On a souvent considéré la photographie en Afrique comme un medium à cheval entre la photo documentaire et la photo artistique, souvent attachée à l’actualité sociale et politique. En tant que sud-africaine, quelle approche avez-vous de votre œuvre photographique par rapport à cela ?

Je conçois la photo-documentaire comme un regard qui vient de l’extérieur pour raconter ce qui se passe aux gens de l’extérieur. Pour moi, qui suis née dans le pays, c’est un peu problématique. En Afrique du Sud – je ne connais pas trop la situation des autres pays africains – les gens ont plus de possibilités de raconter leur propre histoire, que ce soit au travers de la littérature, du cinéma, de la photo… Et je suis plus intéressée par la parole de l’être lui-même que par celle de celui qui contemple le panorama de loin. J’attends plus que les compatriotes racontent leur propre histoire. 

Marianne Fourie, Elsewhere ©

Quels sont vos projets après l’exposition à l’Institut français de Madrid de novembre 2011?

J’ai beaucoup de projets. J’ai en tête trois idées de nouvelles séries : une série très espagnole et deux autres que je voudrais faire après. La série espagnole va s’organiser autour de photomontages. Je suis déjà partie dans les banlieues pour prendre en photo les bâtiments…


Vous habitez actuellement en Espagne. Avez-vous un lien particulier avec ce pays ? Pourquoi avoir choisi la péninsule ibérique ?

Mon mari a été muté et je l’ai suivi. Avant nous étions aux Etats-Unis. Cela a été un peu difficile pour moi car je commençais à connaître du monde, à rencontrer des gens dans le monde de l’art. Ici, je suis arrivée et je ne connaissais pas la langue. J’ai mis plus d’un an à avoir une exposition. C’est donc par un pur hasard que j’habite maintenant à Madrid. 

Marianna Fourie, Strange ©

Avez-vous une technique particulière au moment de concevoir vos séries de photographies et vous soumettez-vous à une « ascèse » esthétique bien définie ?

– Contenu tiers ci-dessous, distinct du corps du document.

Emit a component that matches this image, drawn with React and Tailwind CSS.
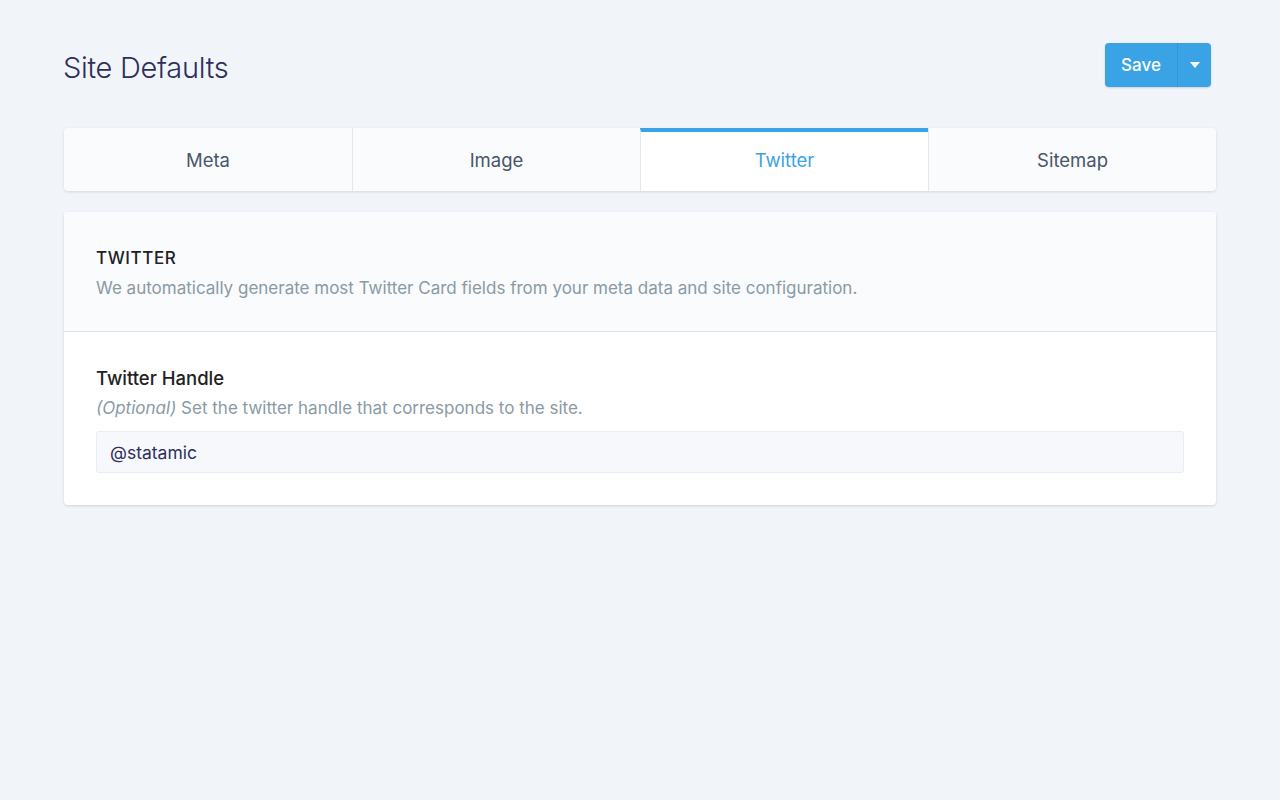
import React, { useState } from 'react';

const tabs = ['Meta', 'Image', 'Twitter', 'Sitemap'];

export default function App() {
  const [active, setActive] = useState('Twitter');
  const [handle, setHandle] = useState('@statamic');

  return (
    <div className="min-h-[800px] bg-[#f1f5f9] px-16 pt-[43px] font-['Inter',sans-serif]">
      {/* Header */}
      <div className="flex h-[44px] items-start justify-between pr-[5px]">
        <h1 className="-ml-[1px] mt-[3px] text-[29px] font-light leading-[44px] tracking-[-0.3px] text-[#2e2f5c]">Site Defaults</h1>
        <div className="flex h-[44px] overflow-hidden rounded-[4px] bg-[#3aa3e6] text-white shadow-[0_1px_2px_rgba(0,0,0,0.15)]">
          <button className="w-[72px] pt-[2px] text-[17px] font-medium">Save</button>
          <button className="flex w-[34px] items-center justify-center border-l border-[#3496d4]">
            <svg width="10" height="6" viewBox="0 0 10 6"><path d="M0 0h10L5 6z" fill="white" /></svg>
          </button>
        </div>
      </div>

      {/* Tabs */}
      <div className="mt-[41px] grid h-[63px] grid-cols-4 overflow-hidden rounded-[4px] bg-[#f9fbfd] shadow-[0_1px_3px_rgba(0,0,0,0.12)]">
        {tabs.map((t, i) => (
          <button
            key={t}
            onClick={() => setActive(t)}
            className={
              (t === active
                ? 'border-t-[4px] border-[#3aa3e6] bg-white pb-[2px] text-[#3aa3e6]'
                : 'pt-[2px] text-[#4a5568]') +
              (i > 0 ? ' border-l border-l-[#e3e8ee]' : '') +
              ' text-[18.5px]'
            }
          >
            {t}
          </button>
        ))}
      </div>

      {/* Card */}
      <div className="mt-[21px] overflow-hidden rounded-[4px] bg-white shadow-[0_1px_3px_rgba(0,0,0,0.14)]">
        <div className="border-b border-[#dde3e8] bg-[#f9fbfd] px-8 pt-[34px] pb-[31px]">
          <h2 className="text-[17px] font-medium uppercase leading-[24px] tracking-[0.6px] text-[#1f2124]">Twitter</h2>
          <p className="mt-[6px] text-[17px] leading-[24px] text-[#8a9aa5]">
            We automatically generate most Twitter Card fields from your meta data and site configuration.
          </p>
        </div>
        <div className="px-8 pt-[34px] pb-8">
          <label className="block text-[18.5px] font-medium leading-[24px] text-[#1f2124]">Twitter Handle</label>
          <p className="mt-[6px] text-[17px] leading-[24px] text-[#8a9aa5]">
            <em>(Optional)</em> Set the twitter handle that corresponds to the site.
          </p>
          <input
            value={handle}
            onChange={(e) => setHandle(e.target.value)}
            className="mt-[11px] h-[42px] w-full rounded-[3px] border border-[#e8edf1] bg-[#f6f8fb] px-[13px] text-[17.5px] text-[#2e2f5c] outline-none"
          />
        </div>
      </div>
    </div>
  );
}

Je n’ai pas une approche particulière prédéfinie ; j’essaie d’adapter mes approches aux séries. J’essaie en fait de trouver le moyen le plus facile pour exprimer ce que je veux. Je vais par exemple recourir au photomontage pour ma prochaine série car cela s’adapte à ce que j’ai envie de dire. Dans une autre série à laquelle je pense déjà, il y aura un mélange entre l’acrylique et un cache par-dessus les photos. Je m’adapte à l’idée que j’ai. L’art, c’est la liberté. Je ne me dis pas que je suis photographe et que je vais faire ça. Photoshop, par exemple, est pour moi un excellent outil et je ne comprends pas les gens qui ne l’utilisent pas ou qui me regardent horrifiés quand je leur dis que je m’en sers. J’utilise les moyens qui existent pour arriver à mes fins. 


Par vos voyages et votre itinéraire de vie, on l’a vu, vous avez eu accès à beaucoup de cultures et parlez plusieurs langues. Concevez-vous en ce sens la photographie comme un langage plus universel que les langues particulières de chaque peuple ?

L’image touche tout le monde. Il y a quand même des codes culturels dans l’art visuel mais ce dernier est beaucoup plus universel que les langues et touche plus de gens. Avec la photo, on arrive à toucher tout le monde, tous les humains. 


De nombreuses photos sont disponibles en ligne sur le site de Marianne Fourie : mariannefourie.com/


[1] Voir l’article paru sur la revue d’art en ligne Boumbang sur cette exposition.
[2] Les Ruckenfiguren sont des images qui montrent au spectateur des personnes de dos. On peut retenir comme exemple le célèbre Voyageur au-dessus de la mer de nuages de Caspar David Friedrich.